"""

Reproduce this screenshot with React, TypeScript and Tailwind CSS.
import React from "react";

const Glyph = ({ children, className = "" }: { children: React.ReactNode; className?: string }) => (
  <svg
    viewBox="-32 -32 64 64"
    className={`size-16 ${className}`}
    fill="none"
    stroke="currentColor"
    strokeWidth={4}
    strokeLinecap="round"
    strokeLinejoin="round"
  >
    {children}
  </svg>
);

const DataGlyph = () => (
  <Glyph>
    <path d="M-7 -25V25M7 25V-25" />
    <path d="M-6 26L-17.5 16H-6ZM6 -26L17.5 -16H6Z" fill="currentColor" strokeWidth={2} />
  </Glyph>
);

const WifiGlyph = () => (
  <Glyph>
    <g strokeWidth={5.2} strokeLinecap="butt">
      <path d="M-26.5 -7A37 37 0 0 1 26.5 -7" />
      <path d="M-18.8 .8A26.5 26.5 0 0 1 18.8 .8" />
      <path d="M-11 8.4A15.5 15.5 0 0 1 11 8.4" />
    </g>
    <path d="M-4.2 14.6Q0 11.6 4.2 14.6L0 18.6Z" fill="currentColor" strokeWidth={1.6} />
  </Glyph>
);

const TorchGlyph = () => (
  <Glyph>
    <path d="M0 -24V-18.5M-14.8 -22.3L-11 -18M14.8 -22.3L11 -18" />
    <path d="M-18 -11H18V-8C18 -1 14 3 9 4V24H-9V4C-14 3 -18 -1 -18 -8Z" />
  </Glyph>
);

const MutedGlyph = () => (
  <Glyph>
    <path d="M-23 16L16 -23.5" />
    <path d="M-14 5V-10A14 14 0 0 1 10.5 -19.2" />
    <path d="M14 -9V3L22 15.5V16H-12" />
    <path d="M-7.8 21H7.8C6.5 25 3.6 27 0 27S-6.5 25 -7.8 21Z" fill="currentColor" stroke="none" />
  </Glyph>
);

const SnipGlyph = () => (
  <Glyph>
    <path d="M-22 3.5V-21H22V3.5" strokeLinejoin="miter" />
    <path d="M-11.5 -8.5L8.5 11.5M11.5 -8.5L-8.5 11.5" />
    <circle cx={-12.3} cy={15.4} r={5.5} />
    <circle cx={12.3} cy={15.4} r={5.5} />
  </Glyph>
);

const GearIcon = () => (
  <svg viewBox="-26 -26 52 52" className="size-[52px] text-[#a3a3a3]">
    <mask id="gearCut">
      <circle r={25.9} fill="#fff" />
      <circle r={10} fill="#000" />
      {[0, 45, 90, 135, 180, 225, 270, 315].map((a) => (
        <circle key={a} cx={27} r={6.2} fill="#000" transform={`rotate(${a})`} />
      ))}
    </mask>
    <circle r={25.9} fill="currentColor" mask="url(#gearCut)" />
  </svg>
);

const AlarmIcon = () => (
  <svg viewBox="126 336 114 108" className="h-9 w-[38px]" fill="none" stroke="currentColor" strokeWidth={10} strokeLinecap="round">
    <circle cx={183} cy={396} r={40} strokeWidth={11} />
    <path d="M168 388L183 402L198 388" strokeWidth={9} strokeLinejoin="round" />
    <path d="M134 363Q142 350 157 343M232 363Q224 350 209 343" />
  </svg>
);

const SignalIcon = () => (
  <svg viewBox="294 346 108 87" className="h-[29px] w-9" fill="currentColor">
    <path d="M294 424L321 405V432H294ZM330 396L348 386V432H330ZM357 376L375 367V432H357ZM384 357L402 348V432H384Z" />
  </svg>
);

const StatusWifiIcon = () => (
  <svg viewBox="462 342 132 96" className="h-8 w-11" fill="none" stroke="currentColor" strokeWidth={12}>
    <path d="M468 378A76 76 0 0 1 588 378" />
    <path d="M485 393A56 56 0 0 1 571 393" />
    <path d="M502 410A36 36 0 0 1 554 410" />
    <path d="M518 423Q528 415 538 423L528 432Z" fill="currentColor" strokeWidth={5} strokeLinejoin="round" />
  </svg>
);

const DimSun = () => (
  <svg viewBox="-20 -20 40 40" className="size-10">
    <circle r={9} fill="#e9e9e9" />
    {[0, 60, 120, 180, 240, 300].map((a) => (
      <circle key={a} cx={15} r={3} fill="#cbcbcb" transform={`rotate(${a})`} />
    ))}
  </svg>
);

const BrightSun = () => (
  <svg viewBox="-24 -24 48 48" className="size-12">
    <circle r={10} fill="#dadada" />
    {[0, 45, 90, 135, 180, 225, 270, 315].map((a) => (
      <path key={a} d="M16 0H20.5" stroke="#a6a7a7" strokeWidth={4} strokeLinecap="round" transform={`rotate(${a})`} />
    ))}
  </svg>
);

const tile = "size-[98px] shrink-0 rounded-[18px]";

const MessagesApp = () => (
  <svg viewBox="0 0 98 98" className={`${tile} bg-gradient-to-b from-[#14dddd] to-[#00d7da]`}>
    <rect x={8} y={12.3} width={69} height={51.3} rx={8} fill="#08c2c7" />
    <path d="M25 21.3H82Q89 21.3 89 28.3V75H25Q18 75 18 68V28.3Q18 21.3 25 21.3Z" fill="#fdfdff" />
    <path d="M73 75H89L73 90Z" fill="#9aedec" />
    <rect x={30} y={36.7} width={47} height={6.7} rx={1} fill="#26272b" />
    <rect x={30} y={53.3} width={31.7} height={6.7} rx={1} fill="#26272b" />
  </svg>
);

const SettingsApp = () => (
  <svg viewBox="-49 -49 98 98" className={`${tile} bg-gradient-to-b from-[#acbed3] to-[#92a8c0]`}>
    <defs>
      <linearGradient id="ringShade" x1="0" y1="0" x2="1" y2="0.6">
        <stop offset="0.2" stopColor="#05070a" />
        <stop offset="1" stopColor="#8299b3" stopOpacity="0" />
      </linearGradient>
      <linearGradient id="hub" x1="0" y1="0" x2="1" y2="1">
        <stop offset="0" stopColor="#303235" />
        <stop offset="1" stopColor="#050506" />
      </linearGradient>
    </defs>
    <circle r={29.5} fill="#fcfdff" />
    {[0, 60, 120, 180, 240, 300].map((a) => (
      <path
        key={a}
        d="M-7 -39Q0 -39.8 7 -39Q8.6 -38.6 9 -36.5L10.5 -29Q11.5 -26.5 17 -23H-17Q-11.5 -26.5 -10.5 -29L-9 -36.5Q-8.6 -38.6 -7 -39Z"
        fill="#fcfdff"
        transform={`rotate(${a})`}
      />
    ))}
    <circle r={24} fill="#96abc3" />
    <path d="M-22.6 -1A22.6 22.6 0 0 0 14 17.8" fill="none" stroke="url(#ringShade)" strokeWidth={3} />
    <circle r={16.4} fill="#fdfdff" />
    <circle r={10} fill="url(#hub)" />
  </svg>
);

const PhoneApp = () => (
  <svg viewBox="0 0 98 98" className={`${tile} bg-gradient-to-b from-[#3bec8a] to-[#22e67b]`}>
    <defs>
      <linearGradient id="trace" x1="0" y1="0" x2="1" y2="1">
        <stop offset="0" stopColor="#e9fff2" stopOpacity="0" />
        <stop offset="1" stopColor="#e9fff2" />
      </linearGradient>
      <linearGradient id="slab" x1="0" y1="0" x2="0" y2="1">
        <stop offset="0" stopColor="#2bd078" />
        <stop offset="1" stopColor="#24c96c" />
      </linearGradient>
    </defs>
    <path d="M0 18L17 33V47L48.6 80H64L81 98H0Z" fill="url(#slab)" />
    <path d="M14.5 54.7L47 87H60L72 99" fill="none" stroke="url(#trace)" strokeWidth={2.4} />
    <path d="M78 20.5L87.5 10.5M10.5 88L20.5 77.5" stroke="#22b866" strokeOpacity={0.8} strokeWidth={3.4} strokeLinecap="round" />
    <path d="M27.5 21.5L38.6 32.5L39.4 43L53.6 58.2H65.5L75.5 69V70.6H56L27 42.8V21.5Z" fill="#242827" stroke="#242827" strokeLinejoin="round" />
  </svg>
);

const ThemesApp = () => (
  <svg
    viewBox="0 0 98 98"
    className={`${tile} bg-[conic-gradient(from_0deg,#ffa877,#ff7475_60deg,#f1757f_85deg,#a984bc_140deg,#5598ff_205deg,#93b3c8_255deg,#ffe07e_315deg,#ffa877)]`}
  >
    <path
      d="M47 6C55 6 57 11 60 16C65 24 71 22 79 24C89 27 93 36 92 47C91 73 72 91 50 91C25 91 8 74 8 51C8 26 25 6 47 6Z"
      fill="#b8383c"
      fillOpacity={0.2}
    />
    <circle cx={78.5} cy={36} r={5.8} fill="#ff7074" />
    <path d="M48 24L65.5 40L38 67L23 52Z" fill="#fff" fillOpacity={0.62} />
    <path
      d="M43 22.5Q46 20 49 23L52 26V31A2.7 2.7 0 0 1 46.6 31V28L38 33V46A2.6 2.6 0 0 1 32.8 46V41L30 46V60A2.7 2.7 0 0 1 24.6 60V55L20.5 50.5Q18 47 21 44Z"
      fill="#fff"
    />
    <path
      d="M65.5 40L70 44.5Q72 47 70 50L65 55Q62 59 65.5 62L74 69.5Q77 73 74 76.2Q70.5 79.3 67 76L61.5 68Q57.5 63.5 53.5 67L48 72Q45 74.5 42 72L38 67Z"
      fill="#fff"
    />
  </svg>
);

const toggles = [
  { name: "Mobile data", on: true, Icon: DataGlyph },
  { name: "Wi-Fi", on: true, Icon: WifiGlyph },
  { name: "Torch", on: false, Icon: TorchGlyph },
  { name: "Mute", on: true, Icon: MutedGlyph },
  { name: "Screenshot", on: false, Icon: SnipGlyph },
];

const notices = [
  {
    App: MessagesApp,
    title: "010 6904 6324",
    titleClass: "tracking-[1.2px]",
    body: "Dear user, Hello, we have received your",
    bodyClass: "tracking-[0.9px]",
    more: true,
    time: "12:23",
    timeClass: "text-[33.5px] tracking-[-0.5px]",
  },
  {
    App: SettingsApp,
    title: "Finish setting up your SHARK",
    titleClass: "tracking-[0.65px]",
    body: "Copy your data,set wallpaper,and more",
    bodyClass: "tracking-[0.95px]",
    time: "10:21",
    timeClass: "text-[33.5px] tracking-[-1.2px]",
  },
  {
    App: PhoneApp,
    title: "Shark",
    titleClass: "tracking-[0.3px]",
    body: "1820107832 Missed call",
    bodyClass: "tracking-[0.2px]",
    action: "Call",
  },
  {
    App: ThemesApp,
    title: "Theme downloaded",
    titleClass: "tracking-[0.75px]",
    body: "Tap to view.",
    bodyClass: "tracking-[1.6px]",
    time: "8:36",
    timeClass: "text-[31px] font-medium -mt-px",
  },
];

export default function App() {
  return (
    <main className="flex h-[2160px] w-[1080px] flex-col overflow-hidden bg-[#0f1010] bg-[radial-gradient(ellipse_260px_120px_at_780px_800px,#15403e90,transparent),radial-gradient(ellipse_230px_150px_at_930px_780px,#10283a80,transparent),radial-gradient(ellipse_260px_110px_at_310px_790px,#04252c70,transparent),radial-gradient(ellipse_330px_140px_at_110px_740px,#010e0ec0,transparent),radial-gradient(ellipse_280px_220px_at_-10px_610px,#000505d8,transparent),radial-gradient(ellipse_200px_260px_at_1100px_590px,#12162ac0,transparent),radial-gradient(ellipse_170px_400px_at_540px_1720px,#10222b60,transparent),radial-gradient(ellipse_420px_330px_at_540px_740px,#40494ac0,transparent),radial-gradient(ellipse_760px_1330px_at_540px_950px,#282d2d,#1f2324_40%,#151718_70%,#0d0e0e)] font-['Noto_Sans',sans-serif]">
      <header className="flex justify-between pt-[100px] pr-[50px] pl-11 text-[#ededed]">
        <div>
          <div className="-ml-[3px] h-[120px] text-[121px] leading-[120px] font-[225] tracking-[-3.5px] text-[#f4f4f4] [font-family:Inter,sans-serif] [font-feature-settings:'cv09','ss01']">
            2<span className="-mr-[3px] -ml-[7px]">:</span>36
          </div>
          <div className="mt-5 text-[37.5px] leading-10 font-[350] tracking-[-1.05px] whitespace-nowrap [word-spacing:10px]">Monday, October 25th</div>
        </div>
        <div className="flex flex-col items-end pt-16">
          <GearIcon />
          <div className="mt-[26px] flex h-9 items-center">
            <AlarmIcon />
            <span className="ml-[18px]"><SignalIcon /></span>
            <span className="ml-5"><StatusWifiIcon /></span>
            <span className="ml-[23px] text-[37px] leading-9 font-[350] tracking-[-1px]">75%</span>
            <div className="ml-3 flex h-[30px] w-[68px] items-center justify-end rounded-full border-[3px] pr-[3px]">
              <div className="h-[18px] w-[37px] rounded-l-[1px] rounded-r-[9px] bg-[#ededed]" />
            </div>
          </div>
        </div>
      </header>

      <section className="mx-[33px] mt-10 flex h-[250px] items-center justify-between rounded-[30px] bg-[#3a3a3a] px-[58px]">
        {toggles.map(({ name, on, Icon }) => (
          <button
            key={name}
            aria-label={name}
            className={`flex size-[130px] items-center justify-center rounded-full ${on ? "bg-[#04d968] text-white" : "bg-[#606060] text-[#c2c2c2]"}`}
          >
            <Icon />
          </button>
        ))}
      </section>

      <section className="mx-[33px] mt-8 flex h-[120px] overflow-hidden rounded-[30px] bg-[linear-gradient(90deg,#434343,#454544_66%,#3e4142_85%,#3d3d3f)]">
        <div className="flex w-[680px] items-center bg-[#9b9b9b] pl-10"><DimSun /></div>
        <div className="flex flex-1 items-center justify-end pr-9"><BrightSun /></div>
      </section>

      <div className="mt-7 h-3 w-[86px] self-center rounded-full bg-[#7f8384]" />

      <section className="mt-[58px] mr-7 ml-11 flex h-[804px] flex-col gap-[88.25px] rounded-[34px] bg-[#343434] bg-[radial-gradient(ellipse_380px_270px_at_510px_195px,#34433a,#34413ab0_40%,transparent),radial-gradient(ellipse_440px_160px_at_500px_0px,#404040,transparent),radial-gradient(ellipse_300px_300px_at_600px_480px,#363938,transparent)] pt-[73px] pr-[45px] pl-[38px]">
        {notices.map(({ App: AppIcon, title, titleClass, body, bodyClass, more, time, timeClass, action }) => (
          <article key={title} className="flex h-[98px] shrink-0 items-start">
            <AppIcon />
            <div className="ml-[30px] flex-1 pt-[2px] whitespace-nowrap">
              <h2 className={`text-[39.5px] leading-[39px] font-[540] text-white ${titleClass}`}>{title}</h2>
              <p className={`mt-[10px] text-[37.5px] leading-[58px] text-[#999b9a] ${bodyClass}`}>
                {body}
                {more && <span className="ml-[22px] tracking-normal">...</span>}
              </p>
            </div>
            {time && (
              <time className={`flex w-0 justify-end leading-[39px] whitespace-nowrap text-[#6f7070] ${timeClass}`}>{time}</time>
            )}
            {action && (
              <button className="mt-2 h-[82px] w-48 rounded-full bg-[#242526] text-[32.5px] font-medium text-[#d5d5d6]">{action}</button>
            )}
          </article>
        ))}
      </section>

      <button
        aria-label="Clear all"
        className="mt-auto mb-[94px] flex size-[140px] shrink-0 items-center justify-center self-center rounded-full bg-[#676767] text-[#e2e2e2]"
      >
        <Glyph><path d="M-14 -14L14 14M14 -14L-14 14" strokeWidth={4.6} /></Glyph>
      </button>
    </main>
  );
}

"""

Emit, unaltered, the lines from the top of the listing down through the line that holds "import React from"; emit nothing else.

- Exercise output -
Reproduce this screenshot with React, TypeScript and Tailwind CSS.
import React from "react";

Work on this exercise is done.